Extract the whole listing as it stands. Do not include the pictures.

Dataset section:
===============

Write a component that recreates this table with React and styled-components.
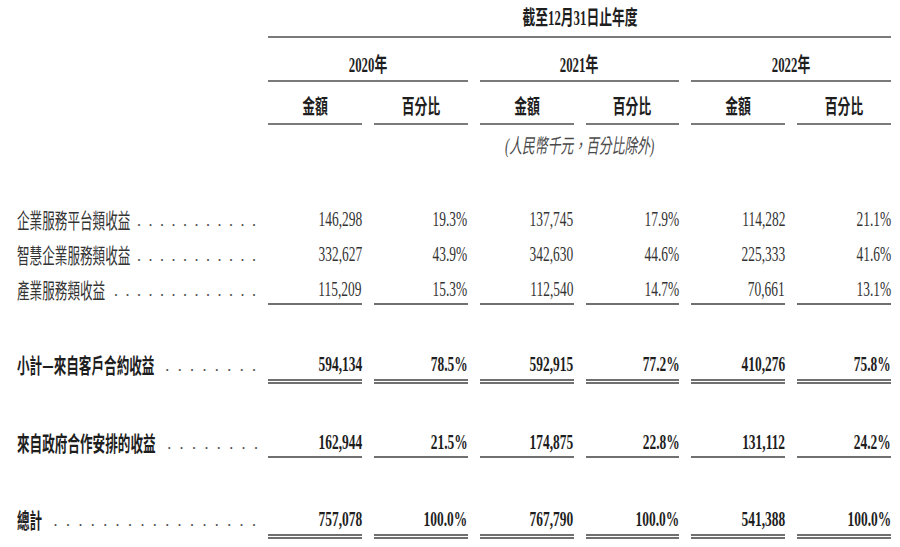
import styled, { createGlobalStyle } from "styled-components"

const GlobalStyle = createGlobalStyle`
  html, body {
    margin: 0;
    padding: 0;
    background: #ffffff;
  }
  body {
    font-family: "Liberation Serif", "Noto Sans CJK TC", serif;
    color: #222;
  }
`

const Page = styled.div`
  width: 891px;
  box-sizing: border-box;
  padding-left: 17px;
`

const Row = styled.div`
  display: grid;
  grid-template-columns: 239px repeat(6, minmax(0, 1fr));
  column-gap: 12px;
  margin-top: ${p => p.$mt || 0}px;
`

const Squeeze = styled.span`
  display: inline-block;
  white-space: nowrap;
  transform: scaleX(${p => p.$sx || 0.64});
  transform-origin: ${p => p.$origin || "center"};
`

const HeadCell = styled.div`
  grid-column: span ${p => p.$span};
  text-align: center;
  font-size: 20px;
  font-weight: 700;
  line-height: 24px;
  padding: ${p => p.$pad};
  border-bottom: 2px solid #7a7a7a;
  color: #1e1e1e;
`

const NoteCell = styled.div`
  grid-column: 2 / -1;
  text-align: center;
  font-family: "Liberation Serif", "Noto Sans CJK TC", serif;
  font-style: italic;
  font-size: 20px;
  line-height: 24px;
  padding-top: 9px;
  color: #4a4a4a;
`

const LabelCell = styled.div`
  display: grid;
  grid-template-rows: 24px;
  height: 24px;
  line-height: 24px;
`

const LabelText = styled.span`
  grid-area: 1 / 1;
  justify-self: start;
  align-self: center;
  z-index: 1;
  background: #ffffff;
  padding-right: 10px;
  font-family: "Noto Sans CJK TC", sans-serif;
  font-size: 21px;
  line-height: 24px;
  font-weight: ${p => (p.$bold ? 700 : 400)};
  color: ${p => (p.$bold ? "#1e1e1e" : "#333")};
  display: inline-block;
  white-space: nowrap;
  transform: scaleX(0.6);
  transform-origin: left;
`

const Leader = styled.span`
  grid-area: 1 / 1;
  align-self: end;
  display: flex;
  justify-content: flex-end;
  overflow: hidden;
  font-family: "Liberation Serif", serif;
  font-size: 16px;
  line-height: 20px;
  color: #4a4a4a;
`

const Dots = styled.span`
  white-space: nowrap;
  letter-spacing: ${p => (p.$bold ? 8.4 : 7.5)}px;
  margin-right: -${p => (p.$bold ? 8.4 : 7.5)}px;
`

const ValueCell = styled.div`
  text-align: right;
  font-size: 21px;
  line-height: 24px;
  font-weight: ${p => (p.$bold ? 700 : 400)};
  color: ${p => (p.$bold ? "#1e1e1e" : "#333")};
  padding-bottom: ${p => (p.$rule === "double" ? 3 : p.$rule === "single" ? 2 : 0)}px;
  border-bottom: ${p =>
    p.$rule === "double" ? "5px double #707070" : p.$rule === "single" ? "2px solid #707070" : "none"};
`

const rows = [
  { label: "企業服務平台類收益", vals: ["146,298", "19.3%", "137,745", "17.9%", "114,282", "21.1%"], mt: 49 },
  { label: "智慧企業服務類收益", vals: ["332,627", "43.9%", "342,630", "44.6%", "225,333", "41.6%"], mt: 11 },
  { label: "產業服務類收益", vals: ["115,209", "15.3%", "112,540", "14.7%", "70,661", "13.1%"], mt: 11, rule: "single" },
  { label: "小計—來自客戶合約收益", vals: ["594,134", "78.5%", "592,915", "77.2%", "410,276", "75.8%"], mt: 47, bold: true, rule: "double" },
  { label: "來自政府合作安排的收益", vals: ["162,944", "21.5%", "174,875", "22.8%", "131,112", "24.2%"], mt: 46, bold: true, rule: "single" },
  { label: "總計", vals: ["757,078", "100.0%", "767,790", "100.0%", "541,388", "100.0%"], mt: 49, bold: true, rule: "double" },
]

const years = ["2020年", "2021年", "2022年"]

const App = () => {
  return (
    <Page>
      <GlobalStyle />
      <Row>
        <div />
        <HeadCell $span={6} $pad="6px 0 6px">
          <Squeeze>截至12月31日止年度</Squeeze>
        </HeadCell>
      </Row>
      <Row>
        <div />
        {years.map(y => (
          <HeadCell key={y} $span={2} $pad="15px 0 3px">
            <Squeeze>{y}</Squeeze>
          </HeadCell>
        ))}
      </Row>
      <Row>
        <div />
        {years.map(y => [
          <HeadCell key={y + "a"} $span={1} $pad="13px 0 4px">
            <Squeeze>金額</Squeeze>
          </HeadCell>,
          <HeadCell key={y + "b"} $span={1} $pad="13px 0 4px">
            <Squeeze>百分比</Squeeze>
          </HeadCell>,
        ])}
      </Row>
      <Row>
        <div />
        <NoteCell>
          <Squeeze $sx={0.64}>(人民幣千元，百分比除外)</Squeeze>
        </NoteCell>
      </Row>
      {rows.map(r => (
        <Row key={r.label} $mt={r.mt}>
          <LabelCell>
            <LabelText $bold={r.bold}>{r.label}</LabelText>
            <Leader>
              <Dots $bold={r.bold}>{".".repeat(40)}</Dots>
            </Leader>
          </LabelCell>
          {r.vals.map((v, i) => (
            <ValueCell key={i} $bold={r.bold} $rule={r.rule}>
              <Squeeze $origin="right">{v}</Squeeze>
            </ValueCell>
          ))}
        </Row>
      ))}
    </Page>
  )
}

export default App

===============

Expected output:
Write a component that recreates this table with React and styled-components.
import styled, { createGlobalStyle } from "styled-components"

const GlobalStyle = createGlobalStyle`
  html, body {
    margin: 0;
    padding: 0;
    background: #ffffff;
  }
  body {
    font-family: "Liberation Serif", "Noto Sans CJK TC", serif;
    color: #222;
  }
`

const Page = styled.div`
  width: 891px;
  box-sizing: border-box;
  padding-left: 17px;
`

const Row = styled.div`
  display: grid;
  grid-template-columns: 239px repeat(6, minmax(0, 1fr));
  column-gap: 12px;
  margin-top: ${p => p.$mt || 0}px;
`

const Squeeze = styled.span`
  display: inline-block;
  white-space: nowrap;
  transform: scaleX(${p => p.$sx || 0.64});
  transform-origin: ${p => p.$origin || "center"};
`

const HeadCell = styled.div`
  grid-column: span ${p => p.$span};
  text-align: center;
  font-size: 20px;
  font-weight: 700;
  line-height: 24px;
  padding: ${p => p.$pad};
  border-bottom: 2px solid #7a7a7a;
  color: #1e1e1e;
`

const NoteCell = styled.div`
  grid-column: 2 / -1;
  text-align: center;
  font-family: "Liberation Serif", "Noto Sans CJK TC", serif;
  font-style: italic;
  font-size: 20px;
  line-height: 24px;
  padding-top: 9px;
  color: #4a4a4a;
`

const LabelCell = styled.div`
  display: grid;
  grid-template-rows: 24px;
  height: 24px;
  line-height: 24px;
`

const LabelText = styled.span`
  grid-area: 1 / 1;
  justify-self: start;
  align-self: center;
  z-index: 1;
  background: #ffffff;
  padding-right: 10px;
  font-family: "Noto Sans CJK TC", sans-serif;
  font-size: 21px;
  line-height: 24px;
  font-weight: ${p => (p.$bold ? 700 : 400)};
  color: ${p => (p.$bold ? "#1e1e1e" : "#333")};
  display: inline-block;
  white-space: nowrap;
  transform: scaleX(0.6);
  transform-origin: left;
`

const Leader = styled.span`
  grid-area: 1 / 1;
  align-self: end;
  display: flex;
  justify-content: flex-end;
  overflow: hidden;
  font-family: "Liberation Serif", serif;
  font-size: 16px;
  line-height: 20px;
  color: #4a4a4a;
`

const Dots = styled.span`
  white-space: nowrap;
  letter-spacing: ${p => (p.$bold ? 8.4 : 7.5)}px;
  margin-right: -${p => (p.$bold ? 8.4 : 7.5)}px;
`

const ValueCell = styled.div`
  text-align: right;
  font-size: 21px;
  line-height: 24px;
  font-weight: ${p => (p.$bold ? 700 : 400)};
  color: ${p => (p.$bold ? "#1e1e1e" : "#333")};
  padding-bottom: ${p => (p.$rule === "double" ? 3 : p.$rule === "single" ? 2 : 0)}px;
  border-bottom: ${p =>
    p.$rule === "double" ? "5px double #707070" : p.$rule === "single" ? "2px solid #707070" : "none"};
`

const rows = [
  { label: "企業服務平台類收益", vals: ["146,298", "19.3%", "137,745", "17.9%", "114,282", "21.1%"], mt: 49 },
  { label: "智慧企業服務類收益", vals: ["332,627", "43.9%", "342,630", "44.6%", "225,333", "41.6%"], mt: 11 },
  { label: "產業服務類收益", vals: ["115,209", "15.3%", "112,540", "14.7%", "70,661", "13.1%"], mt: 11, rule: "single" },
  { label: "小計—來自客戶合約收益", vals: ["594,134", "78.5%", "592,915", "77.2%", "410,276", "75.8%"], mt: 47, bold: true, rule: "double" },
  { label: "來自政府合作安排的收益", vals: ["162,944", "21.5%", "174,875", "22.8%", "131,112", "24.2%"], mt: 46, bold: true, rule: "single" },
  { label: "總計", vals: ["757,078", "100.0%", "767,790", "100.0%", "541,388", "100.0%"], mt: 49, bold: true, rule: "double" },
]

const years = ["2020年", "2021年", "2022年"]

const App = () => {
  return (
    <Page>
      <GlobalStyle />
      <Row>
        <div />
        <HeadCell $span={6} $pad="6px 0 6px">
          <Squeeze>截至12月31日止年度</Squeeze>
        </HeadCell>
      </Row>
      <Row>
        <div />
        {years.map(y => (
          <HeadCell key={y} $span={2} $pad="15px 0 3px">
            <Squeeze>{y}</Squeeze>
          </HeadCell>
        ))}
      </Row>
      <Row>
        <div />
        {years.map(y => [
          <HeadCell key={y + "a"} $span={1} $pad="13px 0 4px">
            <Squeeze>金額</Squeeze>
          </HeadCell>,
          <HeadCell key={y + "b"} $span={1} $pad="13px 0 4px">
            <Squeeze>百分比</Squeeze>
          </HeadCell>,
        ])}
      </Row>
      <Row>
        <div />
        <NoteCell>
          <Squeeze $sx={0.64}>(人民幣千元，百分比除外)</Squeeze>
        </NoteCell>
      </Row>
      {rows.map(r => (
        <Row key={r.label} $mt={r.mt}>
          <LabelCell>
            <LabelText $bold={r.bold}>{r.label}</LabelText>
            <Leader>
              <Dots $bold={r.bold}>{".".repeat(40)}</Dots>
            </Leader>
          </LabelCell>
          {r.vals.map((v, i) => (
            <ValueCell key={i} $bold={r.bold} $rule={r.rule}>
              <Squeeze $origin="right">{v}</Squeeze>
            </ValueCell>
          ))}
        </Row>
      ))}
    </Page>
  )
}

export default App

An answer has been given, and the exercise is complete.